The actor Marlon Brando plays the very violent Stanley Kowalski in the 1951 film A Streetcar Named Desire. The film is based on the 1947 play by Tennessee Williams, in which Stanley is married to the very timid Stella Kowalski (Kim Hunter). If the saying, "Good girls are attracted to bad boys" were true, then this would lead one to assume that it was Stella that had initiated the relationship with violent Stanley. I believe that it was Stanley who had initiated the relationship with Stella because he had seen that she could be easily removed from her family and into his sado-masochistic world. From the beginnings of the play and the movie, one can tell that Stanley is going to be the hard-edge, wife-beater-type. The way Stanley comes home in the play, yelling to Stella that he has brought home the meat and is heading to the bowling alley with the guys for a beer is the first clue. In the movie, a similar clue comes at the bowling alley when, in front of Stella and Blanche (Vivien Leigh), he starts a fight with his bowling partners. Blanche seems appalled by Stanley's actions and wonders if her sister has married a wild beast. Stella makes up some "boys will be boys" excuse, but it is obvious that she is embarrassed by his actions. Blanche then tells Stella that she has lost Belle Reve, their beloved home in Laurel (Oriel in the film), because she could not make the payments. Blanche blames Stella for losing Belle Reve, saying that, if she had not eloped to New Orleans with Stanley, then Belle Reve would still be theirs. Stella, not caring about her family enough to stay and take of business, led me to believe that Stanley filled her head with lies to take her away from Belle Reve.

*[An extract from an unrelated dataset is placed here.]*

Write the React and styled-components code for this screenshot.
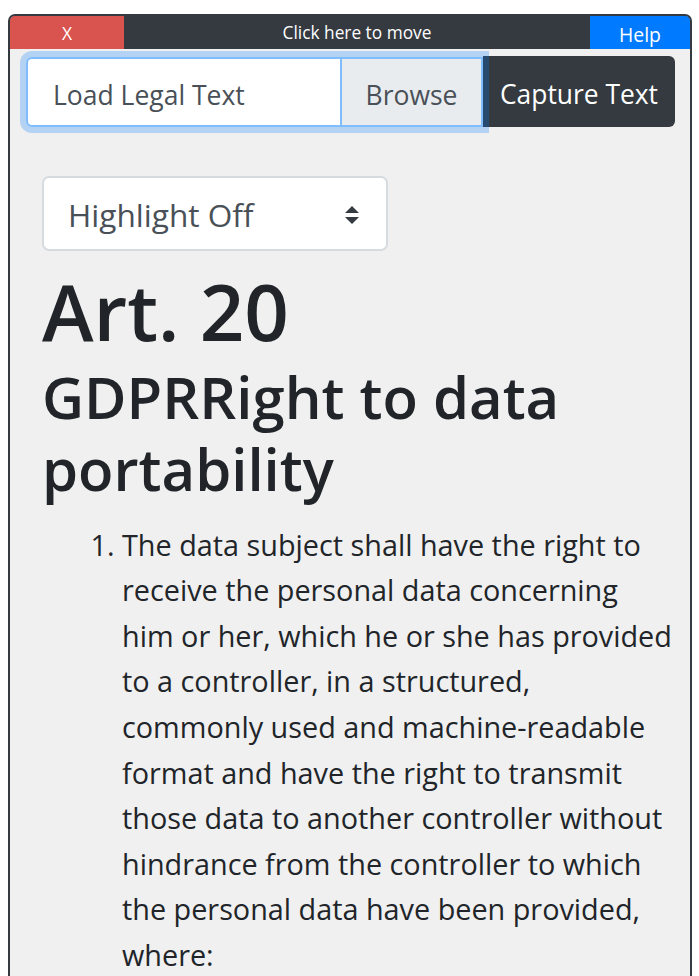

Then Blanche talks about the run-down apartment in which Stella and Stanley reside, and how it is nothing like what Stella described in her letters. This led me to believe Stanley had promised Stella a life he could not afford and never planned to be able to.
The next sado-masochistic act from Stanley comes when they arrive home from the bowling alley, and he starts telling Blanche about the Napoleonic Code, under which he is entitled to half of his wife's estate. When she reports that she has never heard of a Napoleonic Code, he throws her clothing all over the room looking for title papers in her suitcase. This was just the first of a series of events in which Stanley shows his abusive nature. The same night, Stanley goes through Blanche's suitcase and tosses a radio out the window and then punches Stella for trying to end his poker game.
All these abusive actions happen the first night Blanche meets Stanley: what a first impression he makes on her! The next night, while eating dinner, Stanley gets mad at Stella and Blanche and throws his plate across the room and knocks everything in his section of the table, claiming that he has cleaned his area. This is the act of a truly insane animal or a child. It is almost as if he has total control over Stella because she allows or wants him to control her. It seems as if she blames herself for his actions. At the end of the movie, when Blanche is taken away to a mental ward, Stella vows to herself that she and her baby have to leave Stanley. However, Stella cannot leave the abusive relationship she is in and does not even try to do so in the play. She is trapped in a vicious cycle of abuse and neglect. Abuse is all Stella knows because it surrounds her daily life. Even her neighbors above her are in an abusive relationship. That is why she has grown accustomed to getting hit and verbally assaulted and then accepts Stanley's meaningless apologies. She had married him at a young age and will probably die as a result of him at a young age.